December 14, 2019
BLUE SNOWFLAKES:
Don't Let the First Amendment Forget DeRay Mckesson: An activist is on trial for being an activist, and the Supreme Court needs to protect anti-police protesters. (Garrett Epps, 12/13/19, The Atlantic)
In this decision, a conservative panel of the Fifth Circuit--without even hearing oral argument--mounted a frontal offensive on a venerable First Amendment precedent that has protected unpopular speakers for four decades. The panel's three judges (E. Grady Jolly from Mississippi, Jennifer Walker Elrod from Texas, and Don Willett from Texas) flatly defied that precedent and allowed a punitive lawsuit to proceed against DeRay Mckesson.

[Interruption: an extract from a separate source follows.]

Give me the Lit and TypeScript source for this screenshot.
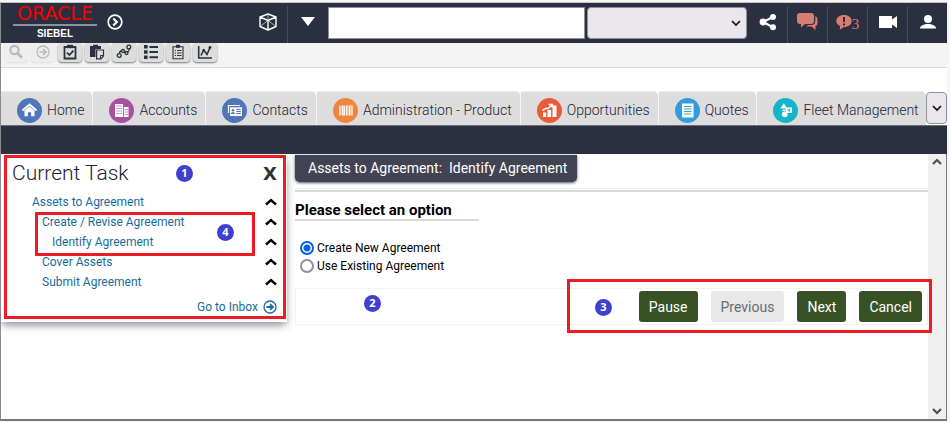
import { LitElement, html, css, svg, nothing } from "lit";
import { customElement, property, state } from "lit/decorators.js";
import { classMap } from "lit/directives/class-map.js";

const chevronUp = html`<svg width="12" height="8" viewBox="0 0 12 8" aria-hidden="true">
  <path d="M1 6.5 6 2l5 4.500" fill="none" stroke="#000" stroke-width="2.400" />
</svg>`;

const chevron = (down: boolean) => html`<svg width="10" height="8" viewBox="0 0 10 8" aria-hidden="true">
  <path d=${down ? "M1 2l4 4 4-4" : "M1 6l4-4 4 4"} fill="none" stroke="#505050" stroke-width="2.200" />
</svg>`;

const toolIcons = {
  search: svg`<circle cx="6.500" cy="6" r="4.200" fill="none" stroke="currentColor" stroke-width="2.200"/><path d="M9.500 9.200l4.500 4.600" stroke="currentColor" stroke-width="2.800"/>`,
  go: svg`<circle cx="8" cy="8" r="6" fill="none" stroke="currentColor" stroke-width="1.300"/><path d="M4.500 8h6M8 5.200 11 8l-3 2.800" fill="none" stroke="currentColor" stroke-width="1.600"/>`,
  check: svg`<path d="M2.500 3h11v11.500h-11z" fill="none" stroke="currentColor" stroke-width="1.800"/><path d="M5 .800h6v3.400H5z" fill="currentColor"/><path d="M5 8.600l2.400 2.500L11.400 6.600" fill="none" stroke="currentColor" stroke-width="1.700"/>`,
  paste: svg`<path d="M1 2h3V.800h5V2h3v3H6.500v8H1z" fill="currentColor"/><path d="M7.600 6h6.900v6l-2.600 2.800H7.600z" fill="#ddd" stroke="currentColor" stroke-width="1.200"/><path d="M11.500 14.500v-3h3" fill="none" stroke="currentColor"/>`,
  flow: svg`<g fill="none" stroke="currentColor" stroke-width="1.300"><circle cx="3.200" cy="11.500" r="1.900"/><circle cx="7" cy="7" r="1.500"/><circle cx="10.500" cy="9" r="1.500"/><circle cx="12.800" cy="3" r="1.900"/><path d="M3.500 9.500C3.500 7.500 4.500 7 5.500 7M8 8.200l1.200.500M11.600 8c1.800-.800 1.600-2 1.400-3"/></g>`,
  list: svg`<g fill="currentColor"><path d="M1 1h3.600v3.600H1zM1 6.200h3.600v3.600H1zM1 11.400h3.600V15H1zM6.400 2h8.600v2H6.400zM6.400 7.100h8.600v2H6.400zM6.400 12.300h8.600v2H6.400z"/></g>`,
  report: svg`<path d="M3 2.700h10v12H3z" fill="none" stroke="currentColor" stroke-width="1.100"/><path d="M6 .800h4v3H6z" fill="currentColor"/><path d="M4.800 6.500h1.200M7 6.500h4.500M4.800 9h1.200M7 9h4.500M4.800 11.500h1.200M7 11.500h4.500" stroke="currentColor"/>`,
  chart: svg`<path d="M1.700 2v12H15" fill="none" stroke="currentColor" stroke-width="1.600"/><path d="M4 11.500 6.700 6l3.300 4.500L13 3.500" fill="none" stroke="currentColor" stroke-width="1.600"/><circle cx="13" cy="3.500" r="1.400" fill="currentColor"/><circle cx="6.700" cy="6.200" r="1.300" fill="currentColor"/>`,
};

const tabIcons = {
  home: svg`<path d="M5.500 12.500 12.500 6.500l7 6" fill="none" stroke="#fff" stroke-width="1.900"/><path d="M7.500 12.600 12.500 8.500l5 4.100v5.700h-3.400v-4.100h-3.200v4.100H7.500z" fill="#fff"/>`,
  accounts: svg`<path d="M6 6h8v13H6zM14.800 9h4.700v10h-4.700z" fill="#fff"/><path d="M7.500 8h1.200M9.500 8h1.200M11.500 8h1.200M7.500 10.500h1.200M9.500 10.500h1.200M11.500 10.500h1.200M7.500 13h1.200M9.500 13h1.200M11.500 13h1.200M7.500 15.500h1.200M9.500 15.500h1.200M11.500 15.500h1.200M15.600 11.500h1.100M17.500 11.500h1.100M15.600 14h1.100M17.500 14h1.100M15.600 16.500h1.100M17.500 16.500h1.100" stroke="#a8529f" stroke-width="1"/>`,
  contacts: svg`<path d="M6.500 15V7.500H18" fill="none" stroke="#fff" stroke-width="1.200"/><path d="M8 9.300h12v8.700H8z" fill="#fff"/><circle cx="10.900" cy="12.300" r="1.300" fill="#4f76b9"/><path d="M9 16c0-2.800 3.800-2.800 3.800 0zM14.300 11h4.400v1h-4.400zM14.300 13h4.400v1h-4.400zM14.300 15h4.400v1h-4.400z" fill="#4f76b9"/>`,
  product: svg`<path d="M7 7.500v10M9.300 7.500v10M11.300 7.500v10M13.600 7.500v10M16.500 7.500v10M19 7.500v10" stroke="#fff" stroke-width="1.300"/><path d="M10.300 7.500v10M15 7.500v10M17.800 7.500v10" stroke="#fff" stroke-width=".600"/>`,
  opportunities: svg`<path d="M6 14.500h3.200v4.500H6zM10.500 12h3.600v7h-3.600zM15.500 7.500h4V19h-4z" fill="#fff"/><path d="M5.500 12.500 9 10.200l2 .300L15 7M11.500 6.500h4v3" fill="none" stroke="#fff" stroke-width="1.500"/>`,
  quotes: svg`<path d="M7 5.500h11.500v14H7z" fill="#fff"/><path d="M9 8.500h7.500M9 11h7.500M9 13.500h7.500M9 16h7.500" stroke="#349bdc" stroke-width="1.100"/>`,
  fleet: svg`<path d="M10.800 5.300l3.400 5.200H7.400z" fill="#fff"/><path d="M13 9.500h6v5.500h-6z" fill="#fff"/><path d="M14.500 11h2.600v2.300h-2.600z" fill="#14b5cb"/><circle cx="11.800" cy="16.300" r="2.900" fill="#fff"/><path d="M9.500 12.300h6" stroke="#fff" stroke-width="1.600"/>`,
};

type ToolName = keyof typeof toolIcons;
type TabName = keyof typeof tabIcons;

@customElement("siebel-header")
class SiebelHeader extends LitElement {
  static styles = css`
    :host { display: flex; height: 40px; background: #2a3040; color: #fff; }
    .brand { display: flex; flex: none; align-items: center; width: 246px; box-sizing: border-box; padding-left: 12px; padding-bottom: 2px; gap: 10px; }
    .logo { display: flex; flex-direction: column; align-items: center; width: 84px; padding-top: 2px; }
    .oracle { font: 19px/18px "DejaVu Sans", sans-serif; color: #f80000; }
    .siebel { align-self: stretch; border-top: 2px solid #8d929e; margin-top: 2px; text-align: center; font: bold 10px/16px "Liberation Sans", sans-serif; }
    button { all: unset; box-sizing: border-box; display: flex; align-items: center; justify-content: center; cursor: pointer; }
    .cell { flex: none; width: 40px; height: 37px; margin-top: 3px; padding-bottom: 6px; border-left: 1px solid #454c5c; }
    .plain { border-left-color: transparent; }
    .alert { color: #d87d71; font: 15px/16px "Liberation Serif", serif; }
    .count { margin-top: 4px; }
    .query { flex: 1; min-width: 0; box-sizing: border-box; height: 32px; margin: 4px 2px 0 1px; border: 1px solid #8f8f9d; background: #fff; }
    .scope { flex: none; box-sizing: border-box; width: 160px; height: 32px; margin-top: 4px; }
    .picker { position: relative; display: flex; }
    select { appearance: none; border: 1px solid #8f8f9d; border-radius: 4px; background: #e9e7ec; padding: 0 24px 0 8px; }
    .arrow { position: absolute; right: 6px; top: 17px; pointer-events: none; }
  `;

  render() {
    return html`
      <div class="brand">
        <div class="logo"><span class="oracle">ORACLE</span><span class="siebel">SIEBEL</span></div>
        <button aria-label="Expand">
          <svg width="16" height="16" viewBox="0 0 16 16"><circle cx="8" cy="8" r="6.800" fill="none" stroke="#fff" stroke-width="1.700"/><path d="M6.300 4.500 9.800 8l-3.500 3.500" fill="none" stroke="#fff" stroke-width="2.200"/></svg>
        </button>
      </div>
      <button class="cell plain" aria-label="Products">
        <svg width="20" height="18" viewBox="0 0 20 18"><path d="M10 1 18 4v9.500L10 17l-8-3.500V4zM2 4l8 3.500L18 4M10 7.500V17" fill="none" stroke="#fff" stroke-width="1.400" stroke-linejoin="round"/><path d="M10 1v6.500M2 13.500l8-6 8 6" fill="none" stroke="#fff" stroke-width=".600"/></svg>
      </button>
      <button class="cell" aria-label="Menu">
        <svg width="14" height="9" viewBox="0 0 14 9"><path d="M0 0h14L7 9z" fill="#fff"/></svg>
      </button>
      <input class="query" type="text" aria-label="Search" />
      <div class="picker">
        <select class="scope" aria-label="Search in"><option></option></select>
        <svg class="arrow" width="10" height="7" viewBox="0 0 10 7"><path d="M1 1l4 4 4-4" fill="none" stroke="#111" stroke-width="1.700"/></svg>
      </div>
      <button class="cell plain" aria-label="Share">
        <svg width="18" height="18" viewBox="0 0 18 18"><path d="M14 4 4 9l10 5.200" fill="none" stroke="#fff" stroke-width="2.200"/><g fill="#fff"><circle cx="14" cy="4" r="3"/><circle cx="4" cy="9" r="3.400"/><circle cx="14" cy="14.200" r="3"/></g></svg>
      </button>
      <button class="cell alert" aria-label="Messages">
        <svg width="21" height="17" viewBox="0 0 21 17"><path d="M3 0h11q3 0 3 3v5q0 3-3 3H8l-4 3.500V11H3Q0 11 0 8V3Q0 0 3 0zM18.300 3q2.200.800 2.200 3v4q0 2.500-2 2.900V17l-4-3.500H9.300l1.700-1.400h4q3.300-.500 3.300-4z" fill="currentColor"/></svg>
      </button>
      <button class="cell alert" aria-label="Notifications">
        <svg width="16" height="16" viewBox="0 0 16 16"><path d="M8 1c4.400 0 7.700 2.600 7.700 6S12.400 13 8 13L3.800 15.800 4 12C1.700 11 .300 9.200.300 7 .300 3.600 3.600 1 8 1z" fill="currentColor"/><path d="M8 3v5M8 9.500v2" stroke="#2a3040" stroke-width="2"/></svg><span class="count">3</span>
      </button>
      <button class="cell" aria-label="Video">
        <svg width="20" height="14" viewBox="0 0 20 14"><path d="M1 1h13v3.500l5-3.500v12l-5-3.500V13H1z" fill="#fff"/></svg>
      </button>
      <button class="cell" aria-label="User">
        <svg width="18" height="16" viewBox="0 0 18 16"><circle cx="9" cy="5" r="4" fill="#fff"/><path d="M1 14.500c0-6 16-6 16 0z" fill="#fff"/></svg>
      </button>
    `;
  }
}

@customElement("tool-strip")
class ToolStrip extends LitElement {
  static styles = css`
    :host { display: flex; gap: 3px; height: 24px; box-sizing: content-box; padding-left: 3px; background: #f4f4f4; border-bottom: 1px solid #ddd; }
    button { all: unset; box-sizing: border-box; display: flex; flex: none; align-items: center; justify-content: center; width: 24px; height: 19px; padding-bottom: 2px; border-radius: 4px; background: #ddd; box-shadow: 0 1px 2px #777; color: #2a3040; cursor: pointer; }
    button:disabled { background: #eee; box-shadow: 0 1px 2px #ddd; color: #bbb; cursor: default; }
  `;

  @property({ attribute: false }) tools: { name: ToolName; label: string; off?: boolean }[] = [];

  render() {
    return this.tools.map(
      (t) => html`<button aria-label=${t.label} ?disabled=${t.off}>
        <svg width="16" height="16" viewBox="0 0 16 16">${toolIcons[t.name]}</svg>
      </button>`
    );
  }
}

@customElement("screen-tabs")
class ScreenTabs extends LitElement {
  static styles = css`
    :host { display: flex; height: 34px; margin-top: 23px; border-bottom: 1px solid #6b6d78; font: 300 14px/20px Roboto, sans-serif; }
    a { display: flex; flex: none; box-sizing: border-box; align-items: center; gap: 5px; padding: 3px 8px 0 16px; border-right: 1px solid #f4f4f4; border-top: 1px solid #eee; border-radius: 0 5px 0 0; background: #ddd; color: #1c2233; text-decoration: none; white-space: nowrap; }
    a.last { flex: 1 1 0; min-width: 0; padding-right: 0; border-right: 0; }
    .more { position: relative; flex: none; display: flex; }
    svg { flex: none; }
    select { appearance: none; box-sizing: border-box; width: 21px; height: 32px; margin-top: 1px; border: 1px solid #8f8f9d; border-radius: 4px; background: #e9e7ec; padding: 0; }
    .arrow { position: absolute; left: 6px; top: 14px; pointer-events: none; }
  `;

  @property({ attribute: false }) tabs: { icon: TabName; label: string; color: string }[] = [];

  render() {
    return html`
      ${this.tabs.map(
        (t, i) => html`<a href="#" class=${classMap({ last: i === this.tabs.length - 1 })}>
          <svg width="25" height="25" viewBox="0 0 25 25"><circle cx="12.500" cy="12.500" r="12.500" fill=${t.color} />${tabIcons[t.icon]}</svg>
          <span>${t.label}</span>
        </a>`
      )}
      <div class="more">
        <select aria-label="More screens"><option></option></select>
        <svg class="arrow" width="10" height="7" viewBox="0 0 10 7"><path d="M1 1l4 4 4-4" fill="none" stroke="#111" stroke-width="1.700"/></svg>
      </div>
    `;
  }
}

@customElement("step-marker")
class StepMarker extends LitElement {
  static styles = css`
    :host { display: block; width: 17px; height: 17px; border-radius: 50%; background: #3f3fd0; color: #fff; text-align: center; font: bold 11px/16px "Noto Sans", sans-serif; }
  `;
  render() {
    return html`<slot></slot>`;
  }
}

@customElement("task-pane")
class TaskPane extends LitElement {
  static styles = css`
    :host { position: relative; display: block; flex: none; align-self: flex-start; box-sizing: border-box; width: 286px; margin-top: 1px; padding: 0 1px 3px 3px; background: #fff; box-shadow: 0 4px 8px -1px #8a8c9c; font: 12px/20px Roboto, sans-serif; }
    .frame { box-sizing: border-box; border: 3px solid #ed1c24; padding: 2px 6px 0 5px; }
    .head { display: flex; justify-content: space-between; align-items: center; height: 27px; margin-bottom: 5px; }
    h2 { margin: 0; font: 300 21px/27px Roboto, sans-serif; color: #1c2233; }
    .close { all: unset; font: bold 18px/24px "DejaVu Sans", sans-serif; color: #333; cursor: pointer; }
    ul { list-style: none; margin: 0; padding: 0 0 0 20px; }
    ul ul { padding-left: 10px; }
    .row { display: flex; justify-content: space-between; align-items: center; }
    a { color: #176c9c; text-decoration: none; }
    button { all: unset; display: flex; cursor: pointer; }
    .inbox { display: flex; align-items: center; justify-content: flex-end; gap: 5px; margin-top: 6px; line-height: 18px; }
    .callout { position: absolute; left: 34px; top: 57px; box-sizing: border-box; width: 220px; height: 44px; border: 3px solid #ed1c24; pointer-events: none; }
    .one { position: absolute; left: 175px; top: 10px; }
    .four { position: absolute; left: 179px; top: 9px; }
  `;

  row(label: string, children: unknown = nothing) {
    return html`<li>
      <div class="row"><a href="#">${label}</a><button aria-label="Collapse ${label}">${chevronUp}</button></div>
      ${children}
    </li>`;
  }

  render() {
    return html`
      <div class="frame">
        <div class="head"><h2>Current Task</h2><button class="close" aria-label="Close">X</button></div>
        <ul>
          ${this.row("Assets to Agreement", html`<ul>
            ${this.row("Create / Revise Agreement", html`<ul>${this.row("Identify Agreement")}</ul>`)}
            ${this.row("Cover Assets")}
            ${this.row("Submit Agreement")}
          </ul>`)}
        </ul>
        <a class="inbox" href="#">Go to Inbox
          <svg width="14" height="14" viewBox="0 0 14 14"><circle cx="7" cy="7" r="6" fill="none" stroke="currentColor" stroke-width="1.300"/><path d="M3.500 7h5M7 4.200 10 7 7 9.800" fill="none" stroke="currentColor" stroke-width="1.800"/></svg>
        </a>
      </div>
      <step-marker class="one">1</step-marker>
      <div class="callout"><step-marker class="four">4</step-marker></div>
    `;
  }
}

@customElement("task-view")
class TaskView extends LitElement {
  static styles = css`
    :host { display: block; flex: 1; min-width: 0; padding: 1px 0 0 8px; font: 12px/18px Roboto, sans-serif; color: #000; }
    .title { display: inline-block; margin: 0; padding: 0 10px 0 13px; background: #414352; border-radius: 0 0 5px 5px; box-shadow: 0 1px 3px #555; color: #fff; font: 14px/27px Roboto, sans-serif; white-space: pre; vertical-align: top; }
    .rule { height: 1px; margin-top: 6px; border-top: 1px solid #f0f0f0; border-bottom: 2px solid #d9d9d9; }
    h3 { width: 184px; box-sizing: border-box; margin: 10px 0 0; border-bottom: 2px solid #d9d9d9; font: bold 15px/17px Roboto, sans-serif; white-space: nowrap; }
    fieldset { border: 0; margin: 18px 0 0; padding: 0 5px; }
    label { display: flex; align-items: center; gap: 3px; }
    input { appearance: none; box-sizing: border-box; width: 14px; height: 14px; margin: 0; border: 2px solid #8f8f9d; border-radius: 50%; background: #fff; }
    input:checked { border-color: #0561e0; background: radial-gradient(circle, #0561e0 3px, #fff 4px); }
    .bar { position: relative; display: flex; justify-content: flex-end; gap: 13px; margin-top: 13px; padding: 2px 5px; border: 1px solid #f2f2f2; }
    button { box-sizing: border-box; height: 31px; margin: 0; padding: 0 10px; border: 0; border-radius: 3px; background: #375225; color: #fff; font: 14px/20px Roboto, sans-serif; cursor: pointer; }
    button:disabled { background: #e8e8e8; color: #6b6b6b; cursor: default; }
    .callout { position: absolute; right: -5px; top: -10px; box-sizing: border-box; width: 365px; height: 54px; border: 3px solid #ed1c24; pointer-events: none; z-index: 1; }
    .three { position: absolute; left: 25px; top: 17px; }
    .two { position: absolute; left: 68px; top: 6px; }
  `;

  @state() choice = "new";

  option(value: string, label: string) {
    return html`<label><input type="radio" name="agreement" .checked=${this.choice === value} @change=${() => (this.choice = value)} />${label}</label>`;
  }

  render() {
    return html`
      <h2 class="title">Assets to Agreement:  Identify Agreement</h2>
      <div class="rule"></div>
      <h3 id="prompt">Please select an option</h3>
      <fieldset aria-labelledby="prompt">
        ${this.option("new", "Create New Agreement")}
        ${this.option("existing", "Use Existing Agreement")}
      </fieldset>
      <div class="bar">
        <step-marker class="two">2</step-marker>
        <button>Pause</button>
        <button disabled>Previous</button>
        <button>Next</button>
        <button>Cancel</button>
        <div class="callout"><step-marker class="three">3</step-marker></div>
      </div>
    `;
  }
}

@customElement("app-root")
class AppRoot extends LitElement {
  static styles = css`
    :host { display: flex; flex-direction: column; box-sizing: border-box; min-height: 100vh; padding: 2px 3px 1px 0; background: #f6f6f6; }
    .window { flex: 1; display: flex; flex-direction: column; border: 1px solid #8a8a90; border-top-color: #c4c4c4; border-bottom: 2px solid #77777a; border-right: 0; background: #fff; }
    .band { height: 28px; background: #2a3040; }
    .body { flex: 1; display: flex; border-right: 1px solid #77777f; }
    .scroll { flex: none; box-sizing: border-box; width: 18px; display: flex; flex-direction: column; justify-content: space-between; align-items: center; padding: 4px 0; background: #f0f0f0; }
  `;

  tools = [
    { name: "search", label: "Search", off: true },
    { name: "go", label: "Go", off: true },
    { name: "check", label: "Tasks" },
    { name: "paste", label: "Paste" },
    { name: "flow", label: "Process" },
    { name: "list", label: "List" },
    { name: "report", label: "Reports" },
    { name: "chart", label: "Charts" },
  ];

  tabs = [
    { icon: "home", label: "Home", color: "#4f76b9" },
    { icon: "accounts", label: "Accounts", color: "#a8529f" },
    { icon: "contacts", label: "Contacts", color: "#4f76b9" },
    { icon: "product", label: "Administration - Product", color: "#ee8640" },
    { icon: "opportunities", label: "Opportunities", color: "#ea5b37" },
    { icon: "quotes", label: "Quotes", color: "#349bdc" },
    { icon: "fleet", label: "Fleet Management", color: "#14b5cb" },
  ];

  render() {
    return html`
      <div class="window">
        <siebel-header></siebel-header>
        <tool-strip .tools=${this.tools}></tool-strip>
        <screen-tabs .tabs=${this.tabs}></screen-tabs>
        <div class="band"></div>
        <div class="body">
          <task-pane></task-pane>
          <task-view></task-view>
          <div class="scroll">${chevron(false)}${chevron(true)}</div>
        </div>
      </div>
    `;
  }
}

Mckesson is one of the founders of Black Lives Matter, a speaker whose ideas are not merely unpopular among conservative, southern whites like the judges, but are seen to be truly "fraught with death," as Justice Oliver Wendell Holmes Jr. once described speech that, though abhorrent, deserves protection.Mckesson's case goes back to July 5, 2016, when police in Baton Rouge, Louisiana, shot and killed a street vendor named Alton Sterling under unclear circumstances (Sterling was carrying a gun, but witnesses denied police accounts that he had been aggressive; no charges were brought against the officers). On the night of July 9, Black Lives Matter activists, including Mckesson, took part in a protest outside the police headquarters and blocked the highway. Police responded in force, arresting about 70 people or more, including Mckesson. (This protest is where Reuters photographer Jonathan Bachman took the iconic photo, "Taking a Stand in Baton Rouge," depicting Pennsylvania nurse Ieshia Evans facing down a line of armored police.) During the demonstration, someone threw a hard object that injured Officer Doe.The arrested protesters sued city and county law enforcement for excessive force, and received a settlement totaling around $100,000 and an agreement that their arrest records would be expunged. Then Officer Doe (he received court permission to proceed under a false name) brought a suit against Mckesson and the entire Black Lives Matter movement, arguing that "Black Lives Matter leadership ratified all action taken during the protest. DeRay Mckesson ratified all action taken during the Baton Rouge protest." Mckesson "incited the violence," the suit alleged. But it offered no specific evidence--Mckesson's alleged "incitement" was, the suit said, telling The New York Times that "The police want protestors to be too afraid to protest."